UU Air Dibatalkan, Bagaimana Nasib Kontrak Privatisasi Air?  

Reporter

Selasa, 24 Februari 2015 14:26 WIB

Aksi teatrikal dari Koalisi rakyat untuk hak atas air (KRuHA Indonesia) saat melakukan aksi damai dalam memperingati hari air sedunia di bundaran hotel Indonesia, Thamrin, Jakarta (22/3). Dalam aksi damai tersebut mereka menolak komersialisasi dan privitalisasi air. Mereka memprotes atas privatisasi sejumlah perusahaan air minum serta investasi asing atas perusahaan pengelola air minum. Tempo/Aditia Noviansyah

TEMPO.CO, Jakarta - Setelah Mahkamah Konstitusi membatalkan semua pasal Undang-Undang Nomor 7 Tahun 2004 tentang Sumber Daya Air (SDA), Muhammadiyah mendesak Dewan Perwakilan Rakyat segera membahas undang-undang baru sebagai penggantinya. Ketua Umum Pimpinan Pusat Muhammadiyah Din Syamsuddin berharap UU baru ini nantinya bebas dari multitafsir.
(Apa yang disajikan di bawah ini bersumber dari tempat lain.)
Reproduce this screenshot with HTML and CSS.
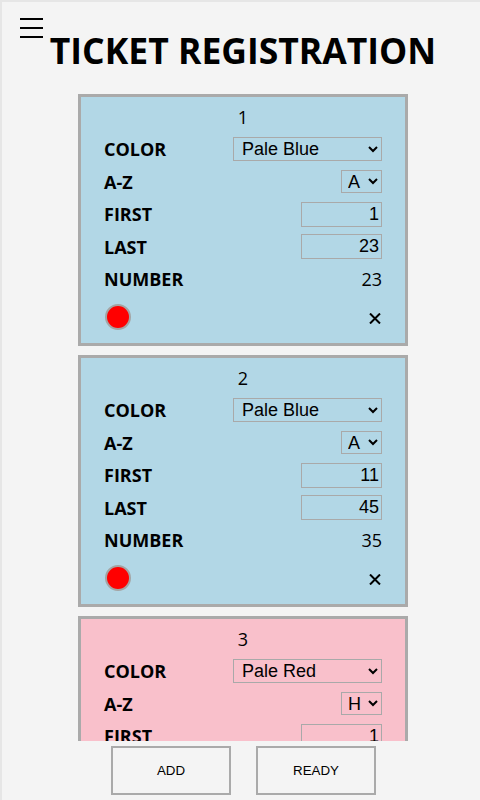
FILE: index.html
```html
<!DOCTYPE html>
<html lang="en">
<head>
<meta charset="utf-8">
<title>Ticket Registration</title>
<link rel="stylesheet" href="styles.css">
</head>
<body>
<div class="app">
  <header class="head">
    <button class="menu" aria-label="Menu">
      <svg width="23" height="20" viewBox="0 0 23 20"><rect x="0" y="0" width="23" height="2"/><rect x="0" y="9" width="23" height="2"/><rect x="0" y="18" width="23" height="2"/></svg>
    </button>
    <h1 class="title">TICKET REGISTRATION</h1>
  </header>
  <main class="list">
    <div class="card blue">
      <div class="num">1</div>
      <div class="row"><span class="label">COLOR</span><select class="sel sel-color"><option selected>Pale Blue</option><option>Pale Red</option></select></div>
      <div class="row"><span class="label">A-Z</span><select class="sel sel-az"><option selected>A</option><option>H</option></select></div>
      <div class="row"><span class="label">FIRST</span><input class="inp" type="text" value="1"></div>
      <div class="row"><span class="label">LAST</span><input class="inp" type="text" value="23"></div>
      <div class="row"><span class="label">NUMBER</span><span class="val">23</span></div>
      <div class="foot"><span class="dot"></span><svg class="close" width="12" height="11" viewBox="0 0 12 11"><path d="M1 0.5 L11 10.5 M11 0.5 L1 10.5" stroke="#000" stroke-width="2"/></svg></div>
    </div>
    <div class="card blue">
      <div class="num">2</div>
      <div class="row"><span class="label">COLOR</span><select class="sel sel-color"><option selected>Pale Blue</option><option>Pale Red</option></select></div>
      <div class="row"><span class="label">A-Z</span><select class="sel sel-az"><option selected>A</option><option>H</option></select></div>
      <div class="row"><span class="label">FIRST</span><input class="inp" type="text" value="11"></div>
      <div class="row"><span class="label">LAST</span><input class="inp" type="text" value="45"></div>
      <div class="row"><span class="label">NUMBER</span><span class="val">35</span></div>
      <div class="foot"><span class="dot"></span><svg class="close" width="12" height="11" viewBox="0 0 12 11"><path d="M1 0.5 L11 10.5 M11 0.5 L1 10.5" stroke="#000" stroke-width="2"/></svg></div>
    </div>
    <div class="card red">
      <div class="num">3</div>
      <div class="row"><span class="label">COLOR</span><select class="sel sel-color"><option>Pale Blue</option><option selected>Pale Red</option></select></div>
      <div class="row"><span class="label">A-Z</span><select class="sel sel-az"><option>A</option><option selected>H</option></select></div>
      <div class="row"><span class="label">FIRST</span><input class="inp" type="text" value="1"></div>
      <div class="row"><span class="label">LAST</span><input class="inp" type="text" value="10"></div>
      <div class="row"><span class="label">NUMBER</span><span class="val">10</span></div>
      <div class="foot"><span class="dot"></span><svg class="close" width="12" height="11" viewBox="0 0 12 11"><path d="M1 0.5 L11 10.5 M11 0.5 L1 10.5" stroke="#000" stroke-width="2"/></svg></div>
    </div>
  </main>
  <footer class="bar">
    <button class="btn">ADD</button>
    <button class="btn">READY</button>
  </footer>
</div>
</body>
</html>
```
FILE: styles.css
```css
html {
  background: #f4f4f4;
}
body {
  margin: 0;
  font-family: "Open Sans", "Noto Sans", sans-serif;
  color: #000;
}
.app {
  height: 100vh;
  box-sizing: border-box;
  border-top: 2px solid #e6e6e6;
  border-left: 2px solid #e6e6e6;
  display: flex;
  flex-direction: column;
  overflow: hidden;
}
.head {
  position: relative;
  flex: none;
  height: 72px;
  padding-left: 4px;
}
.menu {
  position: absolute;
  top: 16px;
  left: 18px;
  padding: 0;
  margin: 0;
  border: 0;
  background: none;
  line-height: 0;
}
.menu svg {
  fill: #000;
}
.title {
  margin: 0;
  padding-top: 26px;
  text-align: center;
  font-size: 35.5px;
  line-height: 44px;
  font-weight: 700;
}
.list {
  flex: 1;
  min-height: 0;
  overflow: hidden;
  display: flex;
  flex-direction: column;
  align-items: center;
  gap: 9px;
  padding: 20px 0 0 4px;
}
.card {
  flex: none;
  width: 330px;
  box-sizing: border-box;
  border: 3px solid #aaa;
  padding: 8px 23px 13.5px;
}
.blue {
  background: #b2d7e6;
}
.red {
  background: #f9c0cb;
}
.num {
  text-align: center;
  font-size: 18px;
  line-height: 25px;
  margin-bottom: 3px;
}
.row {
  display: flex;
  justify-content: space-between;
  align-items: center;
  height: 32.5px;
}
.label {
  font-weight: 700;
  font-size: 18px;
}
.val {
  font-size: 18px;
}
.sel {
  font-family: "Liberation Sans", Arial, sans-serif;
  font-size: 18px;
  background: transparent;
  border: 1px solid #a9a9a9;
  border-radius: 0;
  color: #000;
  margin: 0;
  box-sizing: border-box;
}
.sel-color {
  width: 149px;
  height: 24px;
  padding: 0 0 0 4px;
}
.sel-az {
  width: 41px;
  height: 23px;
  padding: 0 0 0 2px;
}
.inp {
  font-family: "Liberation Sans", Arial, sans-serif;
  font-size: 18px;
  width: 81px;
  height: 25px;
  box-sizing: border-box;
  border: 1px solid #a9a9a9;
  background: transparent;
  text-align: right;
  padding: 0 2px;
  margin: 0;
  color: #000;
}
.foot {
  display: flex;
  justify-content: space-between;
  align-items: center;
  padding-top: 8px;
}
.dot {
  width: 26px;
  height: 26px;
  box-sizing: border-box;
  border-radius: 50%;
  background: #f00;
  border: 2px solid #a4a4a4;
  margin-left: 1px;
}
.close {
  margin-top: 3px;
  margin-right: 1px;
}
.bar {
  flex: none;
  height: 59px;
  background: #f4f4f4;
  display: flex;
  justify-content: center;
  align-items: center;
  gap: 25px;
  padding-left: 5px;
  box-sizing: border-box;
}
.btn {
  width: 120px;
  height: 49px;
  border: 2px solid #aaa;
  background: #f4f4f4;
  font-family: "Liberation Sans", Arial, sans-serif;
  font-size: 13.333px;
  color: #000;
  padding: 0;
  margin: 0;
}
```
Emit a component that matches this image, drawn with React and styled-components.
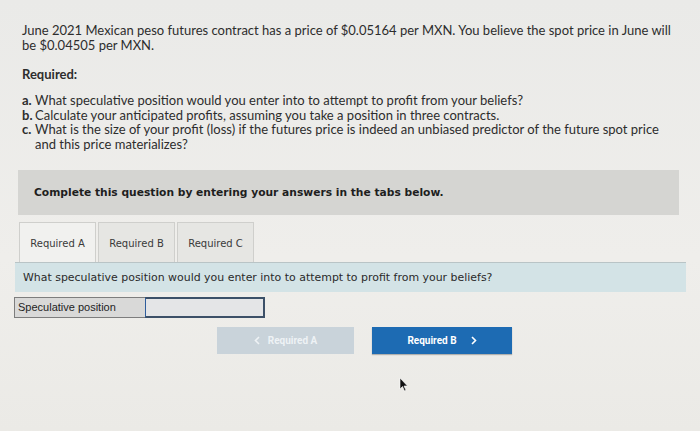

"Jangan sampai UU baru ini memberi kode kepada swasta bahwa mengelola air sama dengan menguasai sumber air," kata Din di kantornya, Senin, 23 Februari 2015.

Muhammadiyah merupakan salah satu pemohon dalam judicial review UU Sumber Daya Air. Setelah sidang dan pembahasan selama setahun, MK mengabulkan permohonan itu pekan lalu. Selain membatalkan UU SDA, MK juga memberlakukan kembali UU Nomor 11 Tahun 1974 tentang Pengairan hingga ada UU baru.

UU 7 Tahun 2004 menjadi rujukan privatisasi dan komersialisasi air. Pemohon, kata Din, berhasil membuktikan kerugian konstitusional akibat hal tersebut. "Terutama bagi petani di sekitar industri besar air mineral kemasan. Irigasi mereka kering," kata Din. "Ironisnya, air mineral kemasan yang diambil dari belakang rumah mereka dijual mahal di depan mata mereka sendiri."

Direktur Eksekutif Indonesian Resources Studies Marwan Batubara mengatakan Badan Perencanaan Pembangunan Nasional harusnya mulai mengerjakan purwarupa pengelolaan air dalam negeri. "Baik membentuk dengan badan usaha milik negara, daerah, atau koperasi," ujarnya.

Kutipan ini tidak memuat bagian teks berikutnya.